So males really are as lazy as everyone says?  I've only had females, so I always kinda wondered if that little fact was true, hehe


----------



## LilCritter (Feb 25, 2014)

My big female, Denna, likes to sleep in silent spinners... rendering it useless to everyone else considering how large she is. My male Kote likes to leap in the SS, causing it to shake... Everyone else gets a couple steps or leaps in before they hop off... I find that the rats like to run in mesh wheels more than smooth ones (like the silent spinner). They used the handmade mesh wheel much more than the SS, probably because they can actually get some form of a grip on it. However, my youngest and most anxious rat uses any wheel for hiding. She just mosies on under or behind it and chills out there. So I guess it depends on your rats, male or female.


----------



## mis.kay (May 29, 2015)

I'm glad someone put this thread up! My girl used to run on her wheel all the time. It was sad near the end of her time because she would try but her tumor was too big for her to run on it properly. =( Anyway, I've had my boys since March of this year and their foster mom said they LOVED the wheel. I left the wheel in there for about a month then took it out cause they ignored it. But I just put it back in after reading this. Maybe they will take to it eventually!


----------



## Amph (Apr 14, 2015)

RavenTheRat said:


> So males really are as lazy as everyone says?  I've only had females, so I always kinda wondered if that little fact was true, hehe


In my experience the difference is as much as night and day ;D. My girls would never stop always on the go 24/7 but my boys were more like "we need to move? but I moved last week... fine carry me then."


----------



## Rat Daddy (Sep 25, 2011)

Just to add, that when we took Fuzzy Rat to the park we would set her down at the far end of the hiding trail and let her find her way back to the car, it was likely well over a quarter mile... And when she was young she could easily run the entire distance back as we jogged alongside. So given a straight distance to run a quarter mile at cruising speed is nothing for a rat. When she got older, she didn't run as much but she could easily still lead us in treks for well over half a mile.... 
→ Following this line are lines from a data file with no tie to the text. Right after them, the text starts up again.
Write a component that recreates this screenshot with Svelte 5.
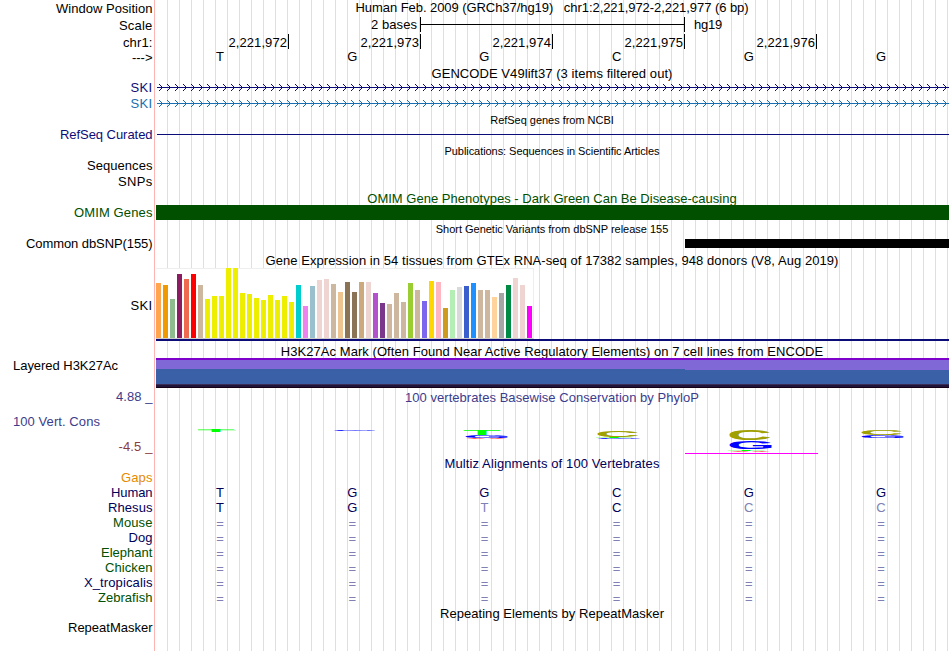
<script>
  // Spreads letter spacing so a caption fills the given advance width.
  function fit(node, width) {
    if (!width) return;
    const natural = node.getBoundingClientRect().width;
    node.style.letterSpacing = (width - natural) / node.textContent.length + 'px';
  }

  // [text, colour class, row height, text width, left aligned]
  const labels = [
    ['Window Position', 'black', 17, 96.5],
    ['Scale', 'black', 17, 33.5],
    ['chr1:', 'black', 15, 29.5],
    ['--->', 'black', 30, 20.5],
    ['SKI', 'navy', 16, 22],
    ['SKI', 'blue', 31, 22],
    ['RefSeq Curated', 'navy', 31, 92.5],
    ['Sequences', 'black', 16, 65.5],
    ['SNPs', 'black', 31, 34.5],
    ['OMIM Genes', 'green', 31, 78.5],
    ['Common dbSNP(155)', 'black', 62, 126.5],
    ['SKI', 'black', 60, 22],
    ['Layered H3K27Ac', 'black', 31, 105, true],
    ['4.88 _', 'slate', 25, 36.5],
    ['100 Vert. Cons', 'slate', 25, 87, true],
    ['-4.5 _', 'maroon', 31, 34],
    ['Gaps', 'orange', 15, 31.5],
    ['Human', 'ink', 15, 41.5],
    ['Rhesus', 'ink', 15, 44.5],
    ['Mouse', 'green', 15, 39.5],
    ['Dog', 'ink', 15, 24],
    ['Elephant', 'green', 15, 51.5],
    ['Chicken', 'green', 15, 47.5],
    ['X_tropicalis', 'ink', 15, 68.5],
    ['Zebrafish', 'green', 30, 54.5],
    ['RepeatMasker', 'black', 15, 84.5]
  ];

  const positions = ['2,221,972', '2,221,973', '2,221,974', '2,221,975', '2,221,976'];
  const bases = [...'TGGCGG'];
  const rhesus = [...'TGTCCC'];
  const species = ['Mouse', 'Dog', 'Elephant', 'Chicken', 'X_tropicalis', 'Zebrafish'];
  const arrows = Array.from({ length: 99 }, (_, i) => 4 + i * 8);
  // One pixel per row: column offset of the chevron stroke.
  const chevron = [0, 1, 2, 3, 2, 1, 0];

  const tissues = [
    [55, '#ffa54f'], [53, '#ee9a00'], [39, '#8fbc8f'], [64, '#8b1c62'], [59, '#ee6a50'], [64, '#ff0000'],
    [53, '#cdb79e'], [39, '#eeee00'], [42, '#eeee00'], [42, '#eeee00'], [70, '#eeee00'], [70, '#eeee00'],
    [45, '#eeee00'], [44, '#eeee00'], [40, '#eeee00'], [38, '#eeee00'], [43, '#eeee00'], [38, '#eeee00'],
    [42, '#eeee00'], [36, '#eeee00'], [53, '#00cdcd'], [32, '#ee82ee'], [52, '#9ac0cd'], [58, '#eed5d2'],
    [59, '#eed5d2'], [54, '#cdb79e'], [46, '#eec591'], [56, '#8b7355'], [46, '#8b7355'], [56, '#cdaa7d'],
    [56, '#eed5d2'], [45, '#b452cd'], [35, '#7a378b'], [34, '#cdb79e'], [45, '#cdb79e'], [36, '#cdb79e'],
    [55, '#9acd32'], [48, '#cdb79e'], [37, '#7a67ee'], [57, '#ffd700'], [56, '#ffb6c1'], [30, '#cd9b1d'],
    [48, '#b4eeb4'], [51, '#d9d9d9'], [52, '#3a5fcd'], [55, '#1e90ff'], [48, '#cdb79e'], [48, '#cdb79e'],
    [41, '#ffd39b'], [45, '#a6a6a6'], [53, '#008b45'], [60, '#eed5d2'], [53, '#eed5d2'], [32, '#ff00ff']
  ];

  // Stacked conservation letters: base, left edge, bottom edge, height.
  const logo = [
    ['T', 42, 2, 2], ['G', 176, 1, 1],
    ['T', 308, 5, 5], ['G', 308, 8.3, 3.1], ['A', 309, 9, 0.8],
    ['C', 440, 7.2, 7.2], ['T', 440, 8, 0.8], ['G', 440, 8.8, 0.8],
    ['C', 572, 10, 10], ['G', 572, 19, 8], ['T', 572, 21, 1.6], ['A', 573, 21.9, 0.7],
    ['C', 704, 5, 5], ['G', 704, 8, 3]
  ];
  const baseColor = { A: '#ff0000', C: '#a0a000', G: '#0000ff', T: '#00ff00' };
</script>

{#snippet title(text, width, kind = '')}
  <h2 class={kind}><span use:fit={width}>{text}</span></h2>
{/snippet}

{#snippet arrowLine(color)}
  <svg class="gene" width="794" height="7" shape-rendering="crispEdges" fill={color}>
    <rect x="2" y="3" width="792" height="1" />
    {#each arrows as x}
      <path d={chevron.map((dx, y) => `M${x + dx} ${y}h1v1h-1z`).join('')} />
    {/each}
  </svg>
{/snippet}

<main>
  <aside>
    {#each labels as [text, color, height, width, left]}
      <div class="label {color}" class:left style="height:{height}px"><span use:fit={width}>{text}</span></div>
    {/each}
  </aside>

  <section class="data">
    {@render title('Human Feb. 2009 (GRCh37/hg19)   chr1:2,221,972-2,221,977 (6 bp)', 393)}
    <div class="scale">
      <span class="amount"><span use:fit={46}>2 bases</span></span>
      <i class="ruler"></i>
      <span use:fit={28}>hg19</span>
    </div>
    <div class="ticks">
      {#each positions as p}<div><span use:fit={58.5}>{p}</span></div>{/each}
    </div>
    <div class="bases">{#each bases as b}<span>{b}</span>{/each}</div>

    {@render title('GENCODE V49lift37 (3 items filtered out)', 241, 'gencode')}
    {@render arrowLine('#0c0c78')}
    {@render arrowLine('#1a6fb0')}

    {@render title('RefSeq genes from NCBI', 123.5, 'small refseq')}
    <div class="refline"></div>
    {@render title('Publications: Sequences in Scientific Articles', 215, 'small pubs')}

    {@render title('OMIM Gene Phenotypes - Dark Green Can Be Disease-causing', 369.5, 'green omim')}
    <div class="omimbar"></div>

    {@render title('Short Genetic Variants from dbSNP release 155', 232.5, 'small snp')}
    <div class="snpbar"></div>

    {@render title('Gene Expression in 54 tissues from GTEx RNA-seq of 17382 samples, 948 donors (V8, Aug 2019)', 573, 'gtex')}
    <div class="chart">
      {#each tissues as [height, color]}<i style="height:{height}px;background:{color}"></i>{/each}
    </div>
    <div class="gtexline"></div>

    {@render title('H3K27Ac Mark (Often Found Near Active Regulatory Elements) on 7 cell lines from ENCODE', 542.5, 'h3k')}
    <svg class="signal" width="793" height="30" shape-rendering="crispEdges">
      <rect width="793" height="2" fill="#7d00cb" />
      <rect y="2" width="793" height="10" fill="#8069d6" />
      <path d="M0 11h529v1h264v14H0z" fill="#3a60a8" />
      <rect y="26" width="793" height="1" fill="#392d55" />
      <rect y="27" width="793" height="2" fill="#20143a" />
      <rect y="29" width="793" height="1" fill="#160018" />
    </svg>

    {@render title('100 vertebrates Basewise Conservation by PhyloP', 294, 'slate phylop')}
    <svg class="logo" width="794" height="36">
      <rect x="43" y="10" width="38" height="1" fill="#00ff00" opacity="0.22" />
      {#each logo as [base, x, y, h]}
        <text transform="translate({x} {y + 10}) scale(0.955 {h / (base === 'C' || base === 'G' ? 47 : 45)})" y={base === 'C' || base === 'G' ? -1 : 0} fill={baseColor[base]}>{base}</text>
      {/each}
      <rect x="530" y="33" width="133" height="1" fill="#ff00ff" />
    </svg>

    {@render title('Multiz Alignments of 100 Vertebrates', 215, 'ink multiz')}
    <div class="bases human ink">{#each bases as b}<span>{b}</span>{/each}</div>
    <div class="bases ink">{#each rhesus as b, i}<span class:diff={b !== bases[i]}>{b}</span>{/each}</div>
    {#each species as _}
      <div class="bases diff gap">{#each bases as _b}<span>=</span>{/each}</div>
    {/each}
    {@render title('Repeating Elements by RepeatMasker', 224, 'repeats')}
  </section>
</main>

<style>
  :global(body) { margin: 0; background: #fff; }
  main {
    display: flex;
    width: 950px;
    height: 651px;
    overflow: hidden;
    font: 13px/15px 'Liberation Sans', Arial, sans-serif;
    color: #000;
    white-space: pre;
  }
  aside { width: 154px; flex: none; padding-top: 1px; box-sizing: border-box; }
  .label { display: flex; justify-content: flex-end; padding-right: 1.5px; }
  .label.left { justify-content: flex-start; padding-left: 13px; }
  .data {
    width: 794px;
    flex: none;
    border-left: 1px solid #ffb4b4;
    display: flex;
    flex-direction: column;
    background:
      linear-gradient(#fff, #fff) 0 0 / 1px 100% no-repeat,
      linear-gradient(to right, #dcdcf8 1px, transparent 1px) 0 0 / 12px 100%;
  }
  h2 { margin: 0; height: 15px; font: inherit; text-align: center; flex: none; }
  h2.small { font-size: 11px; }

  .black { color: #000; }
  .navy { color: #0c0c78; }
  .blue { color: #1a6fb0; }
  .green { color: #005000; }
  .slate { color: #3c3c8c; }
  .maroon { color: #8c3c3c; }
  .orange { color: #e68a00; }
  .ink { color: #00005a; }

  .scale { display: flex; height: 15px; margin-top: 2px; }
  .amount { width: 265px; padding-right: 3px; box-sizing: border-box; text-align: right; }
  .ruler {
    width: 265px;
    margin-right: 9px;
    box-sizing: border-box;
    border: solid #000;
    border-width: 0 1px;
    background: linear-gradient(#000, #000) 0 7px / 100% 1px no-repeat;
  }
  .ticks { display: flex; height: 15px; margin-top: 2px; }
  .ticks div {
    width: 132px;
    height: 15px;
    box-sizing: border-box;
    padding: 1px 1px 0 0;
    border-right: 1px solid #000;
    text-align: right;
  }
  .ticks div:first-child { width: 134px; }
  .bases { display: flex; height: 15px; width: 793px; margin-left: -1px; flex: none; box-sizing: border-box; }
  .bases span { flex: 1; text-align: center; }
  .bases.gap { padding-top: 1px; }
  .diff { color: #8080b4; }

  .gencode { margin-top: 2px; }
  .gene { display: block; flex: none; margin-top: 3px; }
  .gene + .gene { margin-top: 9px; }
  .refseq { margin-top: 6px; }
  .refline { height: 1px; margin: 6px 0 0 2px; background: #0c0c78; }
  .pubs { margin-top: 9px; }
  h2.omim { margin-top: 32px; height: 14px; overflow: hidden; }
  .omimbar { height: 15px; margin-left: 1px; background: #005000; }
  .snp { margin-top: 2px; }
  .snpbar { height: 9px; margin: 2px 0 0 530px; background: #000; }
  .gtex { margin-top: 5px; }
  .chart {
    display: flex;
    align-items: flex-end;
    gap: 2px;
    width: 378px;
    height: 71px;
    margin-left: 1px;
    box-sizing: border-box;
    border-right: 1px solid #eee;
    border-bottom: 1px solid #ccc;
    background: linear-gradient(#eee, #eee) 0 0 / 100% 1px no-repeat #fff;
  }
  .chart i { width: 5px; flex: none; }
  .gtexline { height: 2px; margin-left: 1px; background: #0c0c78; }
  h2.h3k { margin-top: 3px; height: 14px; overflow: hidden; }
  .signal { display: block; flex: none; margin-left: 1px; }
  .phylop { margin-top: 2px; }
  .logo { display: block; flex: none; margin-top: 15px; font: bold 65px 'Liberation Sans', Arial, sans-serif; }
  .multiz { margin-top: 0; }
  .human { margin-top: 14px; }
  .repeats { margin-top: 1px; }
</style>
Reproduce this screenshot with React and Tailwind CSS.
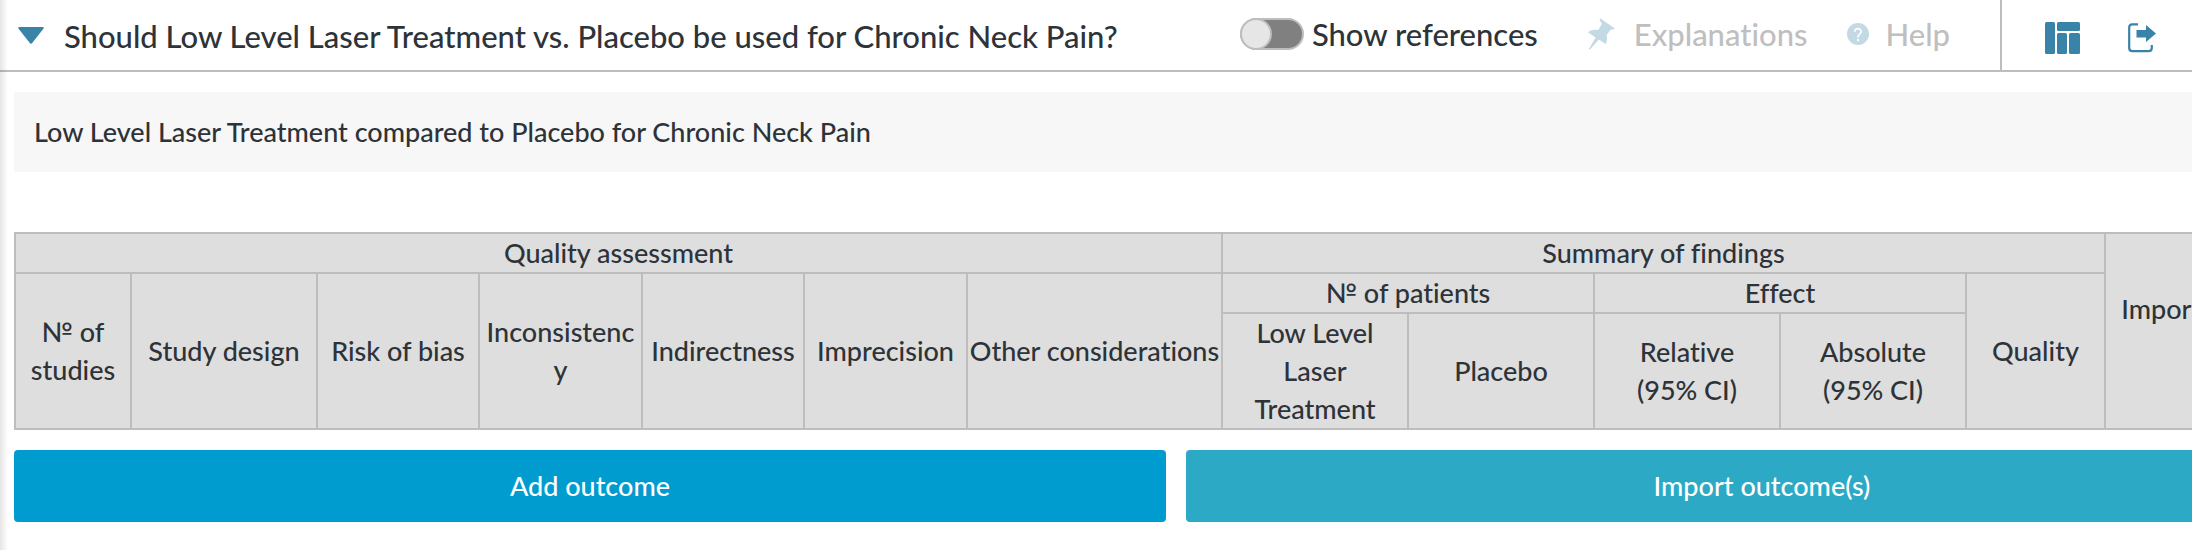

I know we tend to think of rats as small animals living in underground burrows but in all reality they may range for miles every day to find water or food, even with short legs and tiny feet they can travel some pretty vast distances.

As to a wheel, we too Fuzzy Rat to a pet shop and put her in their biggest fanciest wheel and she just pooped and peed in it... She was housebroken and never made a mess in stores.... This was her way of saying NO WHEEL - NO WAY. She also hated her giant "hamster ball" and fought for her life when we tried to put her into it... So we've never had a wheel for our rats...

I've heard tales of rats getting their tails caught in wheels, but I can't comment on that... I do know that rats can run vast distances so a wheel seems like a good idea theoretically... as to if it will work for a particular rat I can't say... After we cleaned up the mess at the pet shop, we chose not to buy the wheel...

Best luck.


----------



## Ezray (Aug 15, 2015)

So with everyone's replies, and going on a hunch, I bought a wheel the other day- it's an 11inch, and solid not mesh, so pretty safe I hope! They might need a bigger one as they grow, but it's good for now (and I can't hear it at night, which is a bonus). And, as I hoped, lara LOVES it! She will run until she's tired, sleep in the wheel, and carry on running when she wakes  poor daisy doesn't get a look in haha. Eesh, everyone talking about boy rats makes me want to find some to bring home to me haha! Maybe one day I'll convince my boyfriend to let me have more rats, I'm already working on it, he might be persuaded by the thought of possible snuggling


----------